Sieben Thesen zur Zukunft des Handels

Angesichts der Fülle an Zahlen und Fakten haben der Handelsverband und EY sieben zentrale Thesen zum Ist-Zustand und zur Zukunft des österreichischen Handels postuliert:

1. Der österreichische Handel steht vor weitreichenden Veränderungen und Umwälzungen.

2. Omnichannel wird – gemeinsam mit klarer strategischer Positionierung – zu dem entscheidenden Erfolgsfaktor.

3. Der Großteil der österreichischen Händler ist bestrebt, Omnichannel umzusetzen, jedoch besteht großer Aufholbedarf gegenüber den internationalen Benchmarks.

4. Der Angriff der „Digital Champions“ wird auch die österreichische Handelslandschaft nachhaltig prägen und verändern.

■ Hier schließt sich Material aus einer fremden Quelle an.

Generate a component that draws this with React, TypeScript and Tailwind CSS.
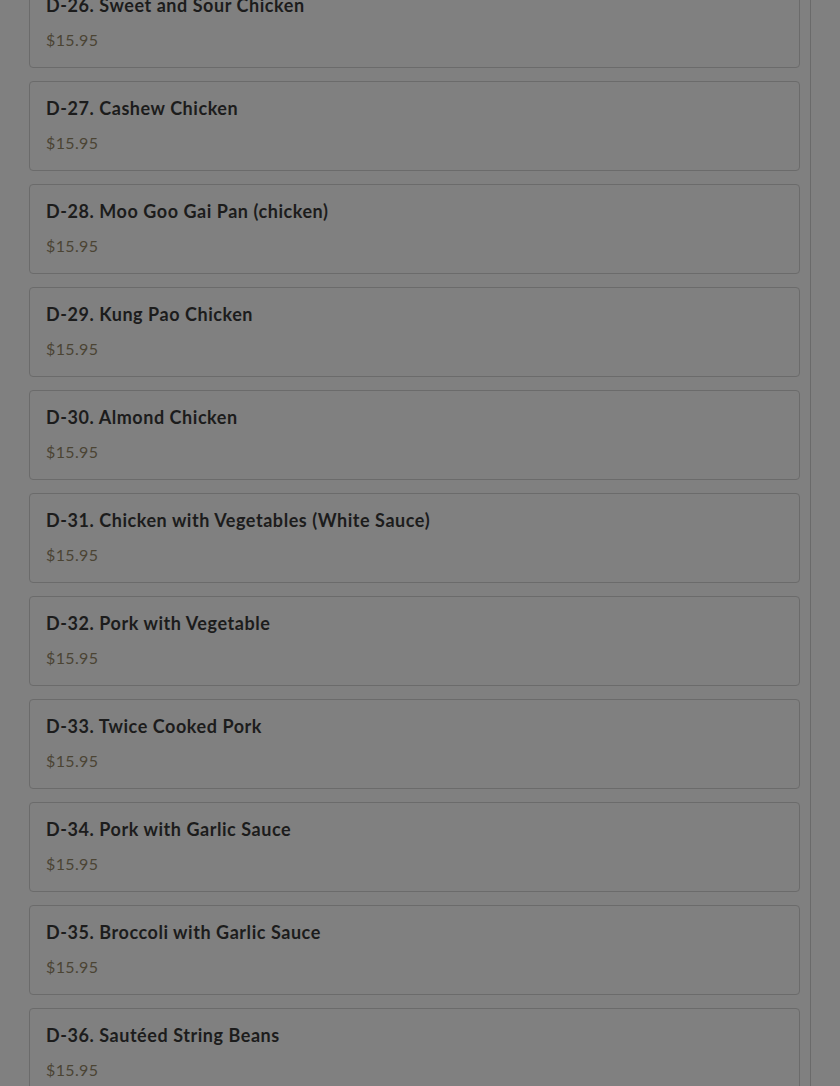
import React from "react";

const items: [string, string][] = [
  ["D-26.", "Sweet and Sour Chicken"],
  ["D-27.", "Cashew Chicken"],
  ["D-28.", "Moo Goo Gai Pan (chicken)"],
  ["D-29.", "Kung Pao Chicken"],
  ["D-30.", "Almond Chicken"],
  ["D-31.", "Chicken with Vegetables (White Sauce)"],
  ["D-32.", "Pork with Vegetable"],
  ["D-33.", "Twice Cooked Pork"],
  ["D-34.", "Pork with Garlic Sauce"],
  ["D-35.", "Broccoli with Garlic Sauce"],
  ["D-36.", "Sautéed String Beans"],
];

export default function App() {
  return (
    <div
      className="w-[840px] h-[1086px] overflow-hidden bg-[#808080] flex"
      style={{ fontFamily: "Lato, 'Open Sans', sans-serif" }}
    >
      <div className="w-[811px] border-r border-[#6a6a6a] pl-[29px] pr-[10px]">
        <div className="-mt-[22px] flex flex-col gap-[13px]">
          {items.map(([code, name]) => (
            <div
              key={code}
              className="h-[90px] rounded-[4px] border border-[#6b6b6b] bg-[#808080] pl-[16px] pt-[14px]"
            >
              <div className="text-[18px] leading-[24px] font-bold text-[#1c1c1c] tracking-[0.55px]">
                {code} {name}
              </div>
              <div className="mt-[13px] text-[16px] leading-[20px] text-[#4b4434] tracking-[0.35px]">$15.95</div>
            </div>
          ))}
        </div>
      </div>
      <div className="flex-1" />
    </div>
  );
}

5. Das Einkaufsverhalten wird primär über das Web gesteuert. Der sogenannte „Beratungsdiebstahl“, also dass Menschen sich im Geschäft informieren und online einkaufen, wird überschätzt.

6. Die Datenkompetenz wird zum entscheidenden Erfolgsfaktor. Hier gibt es deutliche Defizite bei österreichischen Retailern.

7. Omnichannel bietet umfassende Chancen für Retailunternehmen jeder Größe, jedoch ist eine rechtzeitige und umfassende Umsetzung entscheidend.